ようやくゲンドウの物語が始まり、スタジオセットでの対決から親子での話し合いへと進んでいく。
「子を恐れる父」という自分の弱さを認めるゲンドウ。そもそも、ゲンドウは他人が苦痛な幼少期を過ごしたが、ユイを通じて生きることの楽しさを知る。
女を通じてようやく生を実感し、子供を恐れ、そんな自分の弱さをようやく認めるに至る。
遅すぎる、というのが大抵の感想だろうが、私たちの中でどれだけの男性が自分の弱さを認められているだろうか?
あるいは、子供は自分と異なる存在だとみんなちゃんと気づけていたか?
当たり前と蹴っ飛ばすには当たり前ではないことを、私たちは人生の中でゆっくり知っていく。エヴァンゲリオンも、そのことにようやくたどり着いた。なんというか、それはどっちが早いとか遅いとかではなく、私たちの人生にエヴァンゲリオンが並走してくれていた、というような感覚である。
そして、「エヴァがなくていい世界」へと踏み出したシンジ。
マリはマリアを表しているから、最後つがいになるのは致し方ないと思いつつ、この異性愛しか認めないように思われるオチは批判されるポイントの一つだろう。
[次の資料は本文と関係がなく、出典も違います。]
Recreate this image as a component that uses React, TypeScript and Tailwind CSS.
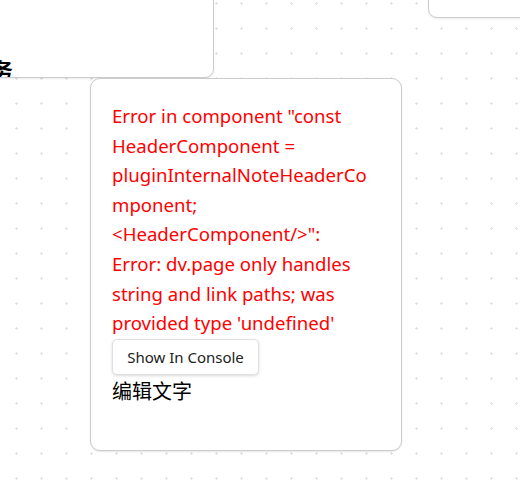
const errorLines = [
  'Error in component "const',
  "HeaderComponent =",
  "pluginInternalNoteHeaderCo",
  "mponent;",
  '<HeaderComponent/>":',
  "Error: dv.page only handles",
  "string and link paths; was",
  "provided type 'undefined'",
];

export default function App() {
  return (
    <div
      className="relative h-[500px] w-[520px] overflow-hidden bg-white bg-[radial-gradient(circle,#e2e2e2_1px,transparent_1.4px)] bg-[size:25px_25px] bg-[position:4px_-9px]"
      style={{ fontFamily: '"Noto Sans", "Noto Sans CJK SC", sans-serif' }}
    >
      {/* card partly off the top-left */}
      <div className="absolute left-[-200px] top-[-100px] h-[178px] w-[414px] overflow-hidden rounded-[9px] border border-[#cccccc] bg-white shadow-[0_1px_2px_rgba(0,0,0,0.08)]">
        <span className="absolute bottom-[-4px] right-[200px] text-[21px] font-bold leading-none text-black">
          任务
        </span>
      </div>

      {/* card partly off the top-right */}
      <div className="absolute left-[428px] top-[-100px] h-[118px] w-[200px] rounded-[9px] border border-[#cccccc] bg-white shadow-[0_1px_2px_rgba(0,0,0,0.08)]" />

      {/* error card */}
      <div className="absolute left-[90px] top-[78px] h-[373px] w-[312px] rounded-[10px] border border-[#cccccc] bg-white px-[21px] pt-[22px] shadow-[0_1px_2px_rgba(0,0,0,0.1)]">
        <div className="text-[18.6px] leading-[29.6px] text-[#ff0000]">
          {errorLines.map((line) => (
            <div key={line} className="whitespace-nowrap">
              {line}
            </div>
          ))}
        </div>
        <button className="mt-[1px] h-[36px] w-[147px] rounded-[5px] border border-[#e0e0e0] bg-white text-[15px] text-[#222] shadow-[0_1px_3px_rgba(0,0,0,0.15)]">
          Show In Console
        </button>
        <div className="mt-[2px] text-[20px] leading-[30px] text-black">
          编辑文字
        </div>
      </div>
    </div>
  );
}
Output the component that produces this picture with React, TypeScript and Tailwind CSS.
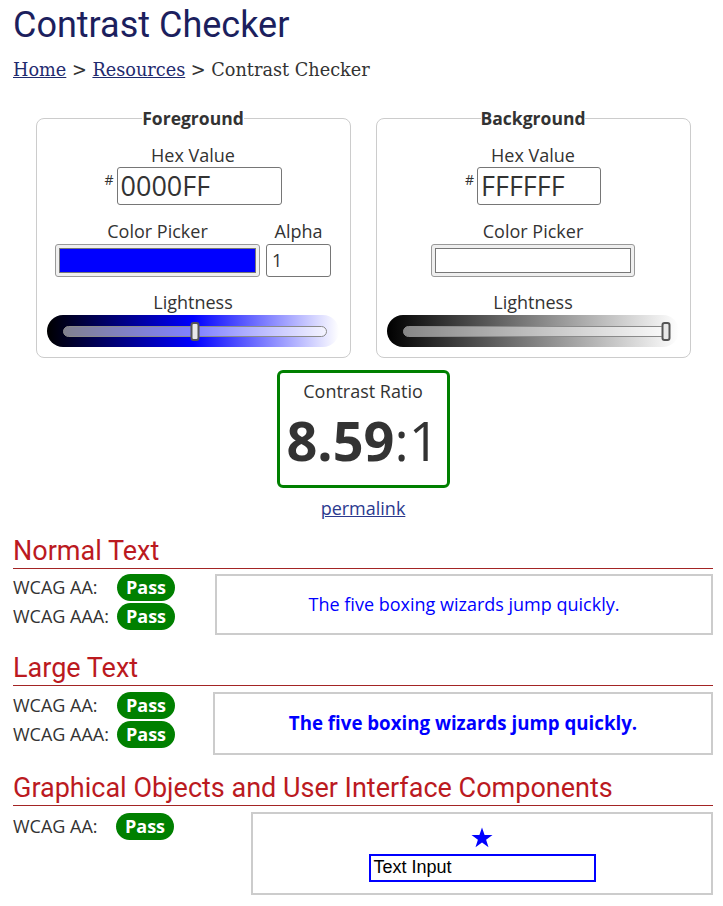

今もまだ閉塞感に苛まれる人がいれば…。現にエヴァンゲリオンを見てきた世代の一つにはロストジェネレーション、就職氷河期世代も多く含まれ、家庭を築きたくても経済的に築けない人、あるいは経済的な理由も相まってうまく人間関係を構築できていない人も多くいるわけで、単純化すれば「家族って、友達って、人間っていいよね」という無邪気すぎるオチを受け入れられない人も少なくないだろう。
そればかりか、セクシャルマイノリティーやそもそも「女性」にとっても、この結末は受け入れ難いところがあるかもしれない。ミサトやリツコらが背負わされてきた女の役割(女、母、仕事)の荷を下ろせたわけではないように思う。
むしろマリ=聖母の存在がクローズアップされることは、反対に「家庭さえ築きあげられれば」というような鬱屈した方向を導きかねない。本当の問題は、前半に示されていたように継続して人間関係を続けていくことなのに。
というように、常に人生の傍で、人生に直接関係するような問題提起もしてくれるアニメ、エヴァンゲリオンが終わった。
やっぱり、おつかれさまでしたと言うより他ない。
批判や問題点は、これから生み出される新たな作品たちが解決していくだろうと思う。
エヴァンゲリオンのようなアニメや作品がまた現れることを期待しているし、もうそんなものはないのかもしれない、とも思ったりする。
音楽が最高に良かったよなあ、ということも付け加えておきたい。
過去のロボットアニメなどへのオマージュらしいが、それを知らない私として、かっこよいと感じた。